Science and math stories on Monday gives you a week to find a story, and provides them a passive partcipatory soft transition into their work week.
Basic math (and science) challenges give them the opportunity to prime their brains with success. They should know the material being covered cold and as such, they should be able to regugitate it from memory. We used to do timed times tables, and when I was older, we identified the elements.
A Standing Quiz means that they know it is coming, and as such they come in, sit down and get to work with it. It doesn't have to be tough, just something to occupy their minds and reinforce the material they've learned that week. 5 minute quizes are for thursdays. Kids are preoccupied on friday.

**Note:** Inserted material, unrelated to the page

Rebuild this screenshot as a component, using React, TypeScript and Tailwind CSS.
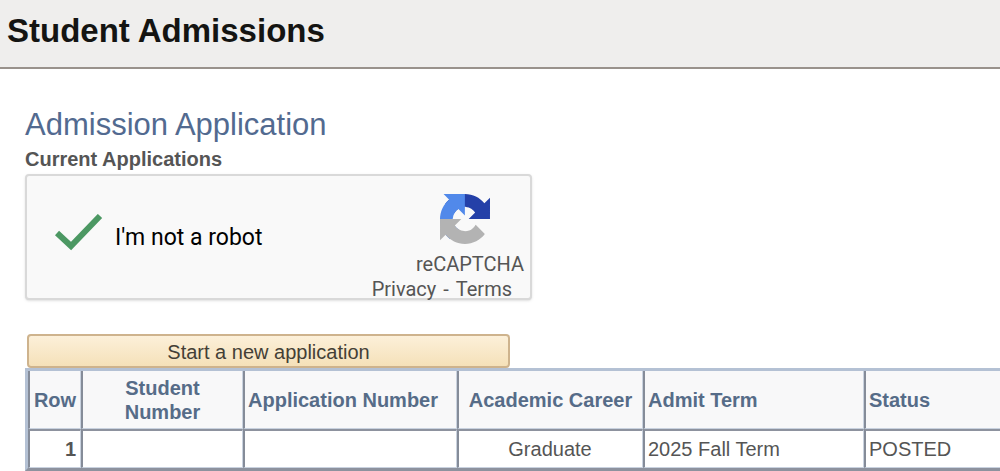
type Application = {
  studentNumber: string;
  applicationNumber: string;
  career: string;
  term: string;
  status: string;
};

const applications: Application[] = [
  {
    studentNumber: "",
    applicationNumber: "",
    career: "Graduate",
    term: "2025 Fall Term",
    status: "POSTED",
  },
];

const borderClass =
  "border-r border-b border-l-2 border-t-[#8d929e] border-r-[#c9d2df] border-b-[#c9d2df] border-l-[#858c99] last:border-r-0";
const headClass = `${borderClass} bg-[#f8f8f9] px-[3px] font-bold text-[#566c88]`;
const cellClass = `${borderClass} border-t-2 pr-1 pl-[3px]`;

function RecaptchaLogo() {
  return (
    <svg viewBox="0 0 64 64" className="size-[50px]" aria-hidden="true">
      <path
        fill="#2440a8"
        d="M64 31.955l-.033-1.37V4.687l-7.16 7.16C50.948 4.674 42.033.093 32.05.093c-10.389 0-19.622 4.96-25.458 12.64l11.736 11.86a15.55 15.55 0 0 1 4.754-5.334c2.05-1.6 4.952-2.906 8.968-2.906.485 0 .86.057 1.135.163 4.976.393 9.288 3.14 11.828 7.124l-8.307 8.307L64 31.953"
      />
      <path
        fill="#5189ea"
        d="M31.862.094l-1.37.033H4.594l7.16 7.16C4.58 13.147 0 22.06 0 32.046c0 10.388 4.96 19.622 12.64 25.458L24.5 45.768a15.55 15.55 0 0 1-5.334-4.754c-1.6-2.05-2.906-4.952-2.906-8.968 0-.485.057-.86.163-1.135.393-4.976 3.14-9.288 7.124-11.828l8.307 8.307L31.86.095"
      />
      <path
        fill="#b3b3b3"
        d="M.001 32.045l.033 1.37v25.898l7.16-7.16c5.86 7.173 14.774 11.754 24.76 11.754 10.388 0 19.622-4.96 25.458-12.64l-11.736-11.86a15.55 15.55 0 0 1-4.754 5.334c-2.05 1.6-4.952 2.906-8.968 2.906-.485 0-.86-.057-1.135-.163-4.976-.393-9.288-3.14-11.828-7.124l8.307-8.307c-10.522.04-22.4.066-27.295-.005"
      />
    </svg>
  );
}

function Recaptcha() {
  return (
    <div className="flex max-w-[507px] items-start justify-between rounded-sm border-2 border-[#d9d9d9] bg-[#f9f9f9] font-[Roboto,sans-serif] shadow-sm">
      <label className="relative flex items-center gap-3 self-center pt-0.5 pl-7 text-[23px] text-black">
        <input type="checkbox" defaultChecked className="peer sr-only" />
        <svg
          viewBox="0 0 48 48"
          className="invisible size-12 peer-checked:visible"
          aria-hidden="true"
        >
          <path d="M2 19L16 32L45 2" fill="none" stroke="#4c9863" strokeWidth="6" />
        </svg>
        I'm not a robot
      </label>
      <div className="flex flex-col items-end pt-[18px] pr-1.5 text-xl leading-[25px] text-[#555]">
        <div className="pr-[34px]">
          <RecaptchaLogo />
        </div>
        <div className="pt-2">reCAPTCHA</div>
        <div className="-mb-1 flex gap-[7px] pr-3">
          <a href="#privacy">Privacy</a>
          <span>-</span>
          <a href="#terms">Terms</a>
        </div>
      </div>
    </div>
  );
}

function ApplicationsTable() {
  return (
    <table className="w-full table-fixed border-separate border-spacing-0 border-t-3 border-b-3 border-l-3 border-t-[#b4c1d4] border-b-[#8d929e] border-l-[#b4c1d4] text-xl leading-6 text-[#555]">
      <colgroup>
        <col className="w-[53px]" />
        <col className="w-[162px]" />
        <col className="w-[214px]" />
        <col className="w-[186px]" />
        <col className="w-[221px]" />
        <col />
      </colgroup>
      <thead>
        <tr className="h-[58px]">
          <th scope="col" className={headClass}>Row</th>
          <th scope="col" className={headClass}>
            Student
            <br />
            Number
          </th>
          <th scope="col" className={`${headClass} text-left`}>Application Number</th>
          <th scope="col" className={headClass}>Academic Career</th>
          <th scope="col" className={`${headClass} text-left`}>Admit Term</th>
          <th scope="col" className={`${headClass} text-left`}>Status</th>
        </tr>
      </thead>
      <tbody>
        {applications.map((app, index) => (
          <tr key={index} className="h-[39px] bg-white">
            <th scope="row" className={`${cellClass} text-right`}>{index + 1}</th>
            <td className={cellClass}>{app.studentNumber}</td>
            <td className={cellClass}>{app.applicationNumber}</td>
            <td className={`${cellClass} text-center`}>{app.career}</td>
            <td className={cellClass}>{app.term}</td>
            <td className={cellClass}>{app.status}</td>
          </tr>
        ))}
      </tbody>
    </table>
  );
}

export default function App() {
  return (
    <div className="overflow-hidden bg-white font-['Liberation_Sans',Arial,sans-serif]">
      <header className="border-b-2 border-[#99928c] bg-[#efeeed] px-[7px] pt-[9px] pb-[14px]">
        <h1 className="text-[33px] leading-[44px] font-bold text-[#141412]">
          Student Admissions
        </h1>
      </header>
      <main className="pt-9 pl-[25px]">
        <h2 className="text-[31px] leading-10 text-[#526a90]">Admission Application</h2>
        <h3 className="pb-px text-xl leading-7 font-bold text-[#555]">
          Current Applications
        </h3>
        <Recaptcha />
        <button
          type="button"
          className="mt-[34px] ml-0.5 block h-[34px] w-full max-w-[483px] rounded-sm border-2 border-[#ceb38d] bg-linear-to-b from-[#fcf0d9] to-[#f5e1b9] pt-0.5 text-xl leading-6 text-[#443f36]"
        >
          Start a new application
        </button>
        <ApplicationsTable />
      </main>
    </div>
  );
}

Stump the teacher: Stump the teacher is generally better for science than math since it is harder to verify that kid's questions are correct and answerable. Think: this is the time to re-orient their thinking for 5 minutes in depth on a specific topic. The challenge is that you generaly have to be able to answer questions a little lateral to the topic and figure out how to bring them back to the topic in short order.

Something else that works:
You could try piitting the two classes against eachother in study skills habits. Assign points for homework assignments passed in, papers turned, people having pencils and notebooks ready to go, and new science news articles submitted. Take a few minutes to review which class is in the lead once a week. At the end of the semester, have a milk and cookies (or whatever is acceptable nowdays) party with the victorious class. With the other, do something slightly less exciting but still doe something. Consider awards for most consecutive days of homework passed in, or most improved homework habits, or similar non-grade based metrics. The goal is to get them to all do the stuff, immaterial of whether they get it right.
posted by Nanukthedog at 10:33 PM on July 15, 2012


Response by poster: So many great answers, thank you everyone!